[START OF Information shown]

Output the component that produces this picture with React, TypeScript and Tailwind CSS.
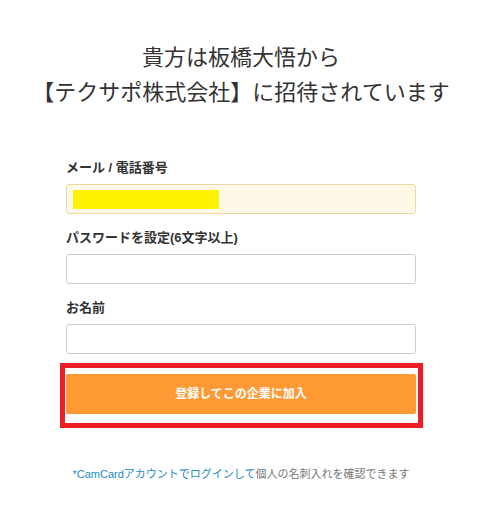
const font = "font-['Liberation_Sans','Noto_Sans_CJK_JP',sans-serif]";

function Field({ label, filled }: { label: string; filled?: boolean }) {
  return (
    <div className="mb-[15px]">
      <div className="mb-[7px] text-[13px] leading-[18px] font-bold text-[#333]">{label}</div>
      {filled ? (
        <div className="flex h-[30px] items-center rounded-[3px] border border-[#ead9a2] bg-[#fff8e6] pl-[6px]">
          <div className="h-[19px] w-[146px] bg-[#fff200]" />
        </div>
      ) : (
        <input className="block h-[30px] w-full rounded-[3px] border border-[#cccccc] bg-white outline-none" />
      )}
    </div>
  );
}

export default function App() {
  return (
    <div className={`${font} min-h-[507px] bg-white`}>
      <div className="ml-[66px] w-[350px] pt-[40px]">
        <div className="flex flex-col items-center text-[22px] leading-[35px] text-[#333]">
          <div className="whitespace-nowrap">貴方は板橋大悟から</div>
          <div className="whitespace-nowrap">【テクサポ株式会社】に招待されています</div>
        </div>

        <div className="mt-[49px]">
          <Field label="メール / 電話番号" filled />
          <Field label="パスワードを設定(6文字以上)" />
          <Field label="お名前" />
        </div>

        <div className="-mt-[6px] ml-[-6px] mr-[-7px] border-[5px] border-[#ee1c24] pt-[6px] pr-[2px] pb-[9px] pl-[1px]">
          <button className="flex h-[40px] w-[350px] items-center justify-center rounded-[2px] bg-[#ff9933] text-[12px] font-bold text-white">
            登録してこの企業に加入
          </button>
        </div>

        <p className="mt-[38px] text-center text-[11px] leading-[16px] whitespace-nowrap">
          <span className="text-[#1a8bc3]">*CamCardアカウントでログインして</span>
          <span className="text-[#777]">個人の名刺入れを確認できます</span>
        </p>
      </div>
    </div>
  );
}
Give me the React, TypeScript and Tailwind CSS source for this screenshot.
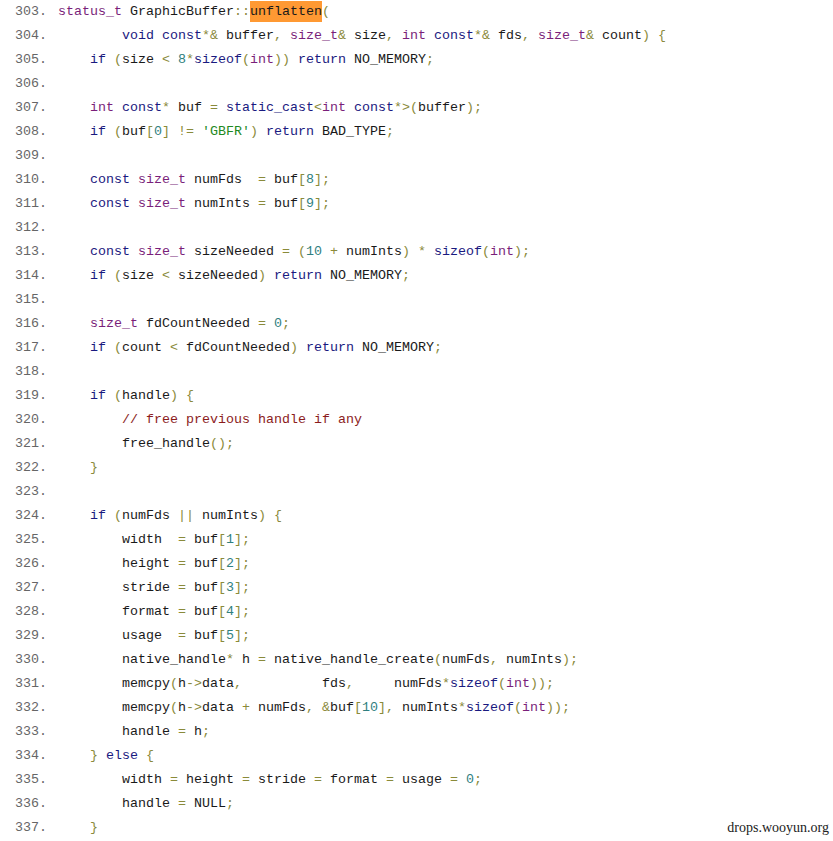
const lines: { n: number; code: string }[] = [
  { n: 303, code: "status_t GraphicBuffer::unflatten(" },
  { n: 304, code: "        void const*& buffer, size_t& size, int const*& fds, size_t& count) {" },
  { n: 305, code: "    if (size < 8*sizeof(int)) return NO_MEMORY;" },
  { n: 306, code: "" },
  { n: 307, code: "    int const* buf = static_cast<int const*>(buffer);" },
  { n: 308, code: "    if (buf[0] != 'GBFR') return BAD_TYPE;" },
  { n: 309, code: "" },
  { n: 310, code: "    const size_t numFds  = buf[8];" },
  { n: 311, code: "    const size_t numInts = buf[9];" },
  { n: 312, code: "" },
  { n: 313, code: "    const size_t sizeNeeded = (10 + numInts) * sizeof(int);" },
  { n: 314, code: "    if (size < sizeNeeded) return NO_MEMORY;" },
  { n: 315, code: "" },
  { n: 316, code: "    size_t fdCountNeeded = 0;" },
  { n: 317, code: "    if (count < fdCountNeeded) return NO_MEMORY;" },
  { n: 318, code: "" },
  { n: 319, code: "    if (handle) {" },
  { n: 320, code: "        // free previous handle if any" },
  { n: 321, code: "        free_handle();" },
  { n: 322, code: "    }" },
  { n: 323, code: "" },
  { n: 324, code: "    if (numFds || numInts) {" },
  { n: 325, code: "        width  = buf[1];" },
  { n: 326, code: "        height = buf[2];" },
  { n: 327, code: "        stride = buf[3];" },
  { n: 328, code: "        format = buf[4];" },
  { n: 329, code: "        usage  = buf[5];" },
  { n: 330, code: "        native_handle* h = native_handle_create(numFds, numInts);" },
  { n: 331, code: "        memcpy(h->data,          fds,     numFds*sizeof(int));" },
  { n: 332, code: "        memcpy(h->data + numFds, &buf[10], numInts*sizeof(int));" },
  { n: 333, code: "        handle = h;" },
  { n: 334, code: "    } else {" },
  { n: 335, code: "        width = height = stride = format = usage = 0;" },
  { n: 336, code: "        handle = NULL;" },
  { n: 337, code: "    }" },
];

const types = ["int", "size_t", "status_t"];
const keywords = ["void", "const", "if", "return", "static_cast", "sizeof", "else"];

function tokenClass(tok: string) {
  if (tok.startsWith("//")) return "text-[#8b1c1c]";
  if (tok.startsWith("'")) return "text-[#1f8a1f]";
  if (types.includes(tok)) return "text-[#7a1f7a]";
  if (keywords.includes(tok)) return "text-[#1a1a80]";
  if (/^\d+$/.test(tok)) return "text-[#2f7f7f]";
  if (/^[A-Za-z_]\w*$/.test(tok) || /^\s+$/.test(tok)) return "text-[#1a1a1a]";
  return "text-[#8a8a3a]";
}

function CodeLine({ code }: { code: string }) {
  const tokens = code.match(/\/\/.*|'[^']*'|[A-Za-z_]\w*|\d+|\s+|./g) ?? [];
  return (
    <span className="whitespace-pre">
      {tokens.map((t, i) =>
        t === "unflatten" ? (
          <span key={i} className="bg-[#ff9933] text-[#1a1a1a] py-[3px]">
            {t}
          </span>
        ) : (
          <span key={i} className={tokenClass(t)}>
            {t}
          </span>
        )
      )}
    </span>
  );
}

export default function App() {
  return (
    <div className="relative w-[833px] h-[841px] bg-white overflow-hidden font-['Liberation_Mono','DejaVu_Sans_Mono',monospace] text-[13.33px]">
      <div className="flex flex-col">
        {lines.map((l) => (
          <div key={l.n} className="flex h-6 items-center">
            <span className="w-[58px] pl-[15px] text-[#666] shrink-0">{l.n}.</span>
            <CodeLine code={l.code} />
          </div>
        ))}
      </div>
      {/* watermark */}
      <div className="absolute right-[4px] bottom-[3px] font-['Liberation_Serif',serif] text-[14px] text-[#222]">
        drops.wooyun.org
      </div>
    </div>
  );
}
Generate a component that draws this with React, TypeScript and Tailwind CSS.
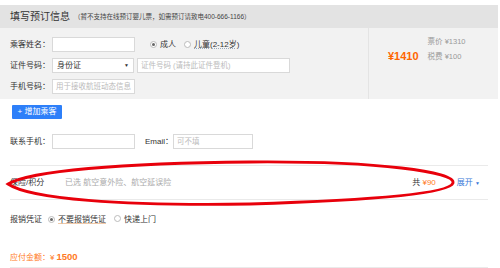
import React from 'react';

const Radio: React.FC<{ checked?: boolean }> = ({ checked }) => (
  <span className="inline-flex w-[7px] h-[7px] rounded-full border border-[#bbb] bg-white items-center justify-center">
    {checked && <span className="w-[3px] h-[3px] rounded-full bg-[#666]" />}
  </span>
);

const Input: React.FC<{ w: string; placeholder?: string }> = ({ w, placeholder }) => (
  <div className={`${w} h-[15px] bg-white border border-[#d9d9d9] flex items-center px-[3px] text-[7.5px] text-[#bbb]`}>
    {placeholder}
  </div>
);

const App: React.FC = () => {
  return (
    <div
      className="relative w-[500px] h-[268px] overflow-hidden bg-white text-[#333] text-[8px]"
      style={{ fontFamily: '"Liberation Sans", "Noto Sans CJK SC", sans-serif' }}
    >
      <div className="pt-[5px] pr-[2px]">
        {/* header */}
        <div className="h-[23px] bg-[#e3e3e3] flex items-center pl-[10px]">
          <span className="text-[10px] text-[#333]">填写预订信息</span>
          <span className="ml-[4px] text-[6.5px] text-[#444]">（暂不支持在线预订婴儿票，如需预订请致电400-666-1166）</span>
        </div>

        {/* passenger panel */}
        <div className="h-[71px] bg-[#f2f2f2] flex">
          <div className="w-[368px] pt-[6px] pl-[10px]">
            <div className="h-[21px] flex items-center">
              <span className="w-[42px]">乘客姓名：</span>
              <Input w="w-[83px]" />
              <div className="ml-[15px] flex items-center gap-[3px]">
                <Radio checked />
                <span>成人</span>
              </div>
              <div className="ml-[8px] flex items-center gap-[3px]">
                <Radio />
                <span className="underline decoration-dotted decoration-[#9ab]">儿童(2-12岁)</span>
              </div>
            </div>
            <div className="h-[21px] flex items-center">
              <span className="w-[42px]">证件号码：</span>
              <div className="w-[82px] h-[15px] bg-white border border-[#d9d9d9] flex items-center justify-between px-[4px]">
                <span>身份证</span>
                <span className="text-[5px]">▼</span>
              </div>
              <div className="ml-[3px]">
                <Input w="w-[153px]" placeholder="证件号码 (请持此证件登机)" />
              </div>
            </div>
            <div className="h-[21px] flex items-center">
              <span className="w-[42px]">手机号码：</span>
              <Input w="w-[83px]" placeholder="用于接收航班动态信息" />
            </div>
          </div>
          <div className="flex-1 border-l border-[#e4e4e4] flex items-start pt-[8px] pl-[19px]">
            <span className="mt-[12px] text-[11px] font-bold text-[#ff6600]">¥1410</span>
            <div className="ml-[9px] flex flex-col gap-[4px] text-[7.5px] text-[#999]">
              <span>票价 ¥1310</span>
              <span>税费 ¥100</span>
            </div>
          </div>
        </div>

        {/* add passenger */}
        <div className="pl-[12px] pt-[6px]">
          <button className="w-[50px] h-[14px] bg-[#2d7ff9] text-white text-[8px] flex items-center justify-center rounded-[1px]">
            + 增加乘客
          </button>
        </div>

        {/* contact */}
        <div className="pl-[10px] mt-[12px] h-[21px] flex items-center">
          <span className="w-[42px]">联系手机：</span>
          <Input w="w-[83px]" />
          <span className="ml-[10px] w-[28px]">Email：</span>
          <Input w="w-[80px]" placeholder="可不填" />
        </div>

        {/* insurance */}
        <div className="mx-[10px] mt-[13px] border-t border-b border-[#eaeaea] h-[35px] flex items-center">
          <span className="w-[55px]">保险/积分</span>
          <span className="text-[#aaa]">已选 航空意外险、航空延误险</span>
          <span className="ml-auto">共 <span className="text-[#ff7a26]">¥90</span></span>
          <span className="ml-[21px] mr-[8px] text-[#3a78d8]">展开 <span className="text-[5px]">▼</span></span>
        </div>

        {/* invoice */}
        <div className="pl-[10px] mt-[9px] h-[21px] flex items-center">
          <span className="w-[38px]">报销凭证</span>
          <Radio checked />
          <span className="ml-[3px] underline decoration-[#f0c9a8]">不要报销凭证</span>
          <span className="ml-[8px]"><Radio /></span>
          <span className="ml-[3px]">快递上门</span>
        </div>

        {/* total */}
        <div className="mx-[10px] mt-[18px] h-[20px] border-b border-[#eaeaea] flex items-center text-[#ff7a26]">
          <span>应付金额：¥ </span>
          <span className="ml-[2px] text-[9.5px] font-bold">1500</span>
        </div>
      </div>

      {/* red annotation ellipse */}
      <svg className="absolute inset-0 pointer-events-none" width="500" height="268" viewBox="0 0 500 268">
        <path
          d="M 8 184 C 30 171, 120 163, 250 162 C 380 161, 456 172, 453 183 C 450 193, 380 200, 250 204 C 120 206, 30 199, 8 184 Z"
          fill="none"
          stroke="#e8000b"
          strokeWidth="2.8"
        />
      </svg>
    </div>
  );
};

export default App;
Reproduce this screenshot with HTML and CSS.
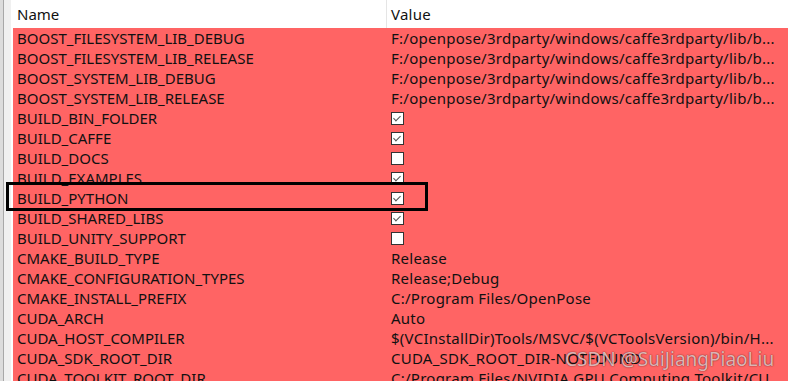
FILE: index.html
```html
<!DOCTYPE html>
<html lang="en">
<head>
    <meta charset="UTF-8">
    <title>CMake Cache</title>
    <link rel="stylesheet" href="styles.css">
</head>
<body>
    <div class="window">
        <div class="gutter"></div>
        <div class="table">
            <div class="header">
                <div class="col-name">Name</div>
                <div class="col-value">Value</div>
            </div>
            <div class="row"><div class="col-name">BOOST_FILESYSTEM_LIB_DEBUG</div><div class="col-value">F:/openpose/3rdparty/windows/caffe3rdparty/lib/b...</div></div>
            <div class="row"><div class="col-name">BOOST_FILESYSTEM_LIB_RELEASE</div><div class="col-value">F:/openpose/3rdparty/windows/caffe3rdparty/lib/b...</div></div>
            <div class="row"><div class="col-name">BOOST_SYSTEM_LIB_DEBUG</div><div class="col-value">F:/openpose/3rdparty/windows/caffe3rdparty/lib/b...</div></div>
            <div class="row"><div class="col-name">BOOST_SYSTEM_LIB_RELEASE</div><div class="col-value">F:/openpose/3rdparty/windows/caffe3rdparty/lib/b...</div></div>
            <div class="row"><div class="col-name">BUILD_BIN_FOLDER</div><div class="col-value"><span class="check on"></span></div></div>
            <div class="row"><div class="col-name">BUILD_CAFFE</div><div class="col-value"><span class="check on"></span></div></div>
            <div class="row"><div class="col-name">BUILD_DOCS</div><div class="col-value"><span class="check"></span></div></div>
            <div class="row"><div class="col-name">BUILD_EXAMPLES</div><div class="col-value"><span class="check on"></span></div></div>
            <div class="row"><div class="col-name">BUILD_PYTHON</div><div class="col-value"><span class="check on"></span></div></div>
            <div class="row"><div class="col-name">BUILD_SHARED_LIBS</div><div class="col-value"><span class="check on"></span></div></div>
            <div class="row"><div class="col-name">BUILD_UNITY_SUPPORT</div><div class="col-value"><span class="check"></span></div></div>
            <div class="row"><div class="col-name">CMAKE_BUILD_TYPE</div><div class="col-value">Release</div></div>
            <div class="row"><div class="col-name">CMAKE_CONFIGURATION_TYPES</div><div class="col-value">Release;Debug</div></div>
            <div class="row"><div class="col-name">CMAKE_INSTALL_PREFIX</div><div class="col-value">C:/Program Files/OpenPose</div></div>
            <div class="row"><div class="col-name">CUDA_ARCH</div><div class="col-value">Auto</div></div>
            <div class="row"><div class="col-name">CUDA_HOST_COMPILER</div><div class="col-value">$(VCInstallDir)Tools/MSVC/$(VCToolsVersion)/bin/H...</div></div>
            <div class="row"><div class="col-name">CUDA_SDK_ROOT_DIR</div><div class="col-value">CUDA_SDK_ROOT_DIR-NOTFOUND</div></div>
            <div class="row"><div class="col-name">CUDA_TOOLKIT_ROOT_DIR</div><div class="col-value">C:/Program Files/NVIDIA GPU Computing Toolkit/CU...</div></div>
        </div>
        <div class="highlight"></div>
        <div class="watermark">CSDN @SuiJiangPiaoLiu</div>
    </div>
</body>
</html>
```

FILE: styles.css
```css
body {
    margin: 0;
    background-color: #fff;
    font-family: "Noto Sans", "Open Sans", sans-serif;
    font-size: 15px;
    color: #111;
    overflow: hidden;
}

.window {
    position: relative;
    display: flex;
    height: 381px;
}

.gutter {
    width: 8px;
    flex: none;
    background-color: #f0f0f0;
    border-left: 3px solid #dcdcdc;
    border-right: 2px solid #fff;
    box-shadow: inset 1px 0 0 #a8a8a8;
}

.table {
    flex: 1;
}

.header,
.row {
    display: grid;
    grid-template-columns: 373px 1fr;
}

.header {
    height: 28px;
    align-items: center;
    background-color: #fff;
}

.header .col-value {
    border-left: 1px solid #e5e5e5;
    height: 28px;
    line-height: 28px;
    padding-left: 4px;
}

.row {
    height: 20px;
    line-height: 20px;
    background-color: #ff6464;
}

.col-name {
    padding-left: 4px;
    white-space: nowrap;
    overflow: hidden;
}

.col-value {
    padding-left: 5px;
    white-space: nowrap;
    overflow: hidden;
    display: flex;
    align-items: center;
    letter-spacing: 0.25px;
}

.check {
    width: 11px;
    height: 11px;
    border: 1px solid #333;
    background-color: #fff;
    position: relative;
}

.check.on::after {
    content: "";
    position: absolute;
    left: 3px;
    top: 1px;
    width: 3px;
    height: 6px;
    border-right: 1.5px solid #555;
    border-bottom: 1.5px solid #555;
    transform: rotate(45deg);
}

.highlight {
    position: absolute;
    left: 6px;
    top: 182px;
    width: 416px;
    height: 23px;
    border: 3px solid #000;
}

.watermark {
    position: absolute;
    left: 565px;
    top: 346px;
    font-size: 19px;
    color: rgba(255, 220, 220, 0.8);
    text-shadow: 0 0 1px rgba(0, 0, 0, 0.6), 0 0 2px rgba(0, 0, 0, 0.3);
}
```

[END OF Information shown]

Work to do: Find "component". Copy every line it occurs in.

Response for this exercise:
Output the component that produces this picture with React, TypeScript and Tailwind CSS.
Generate a component that draws this with React, TypeScript and Tailwind CSS.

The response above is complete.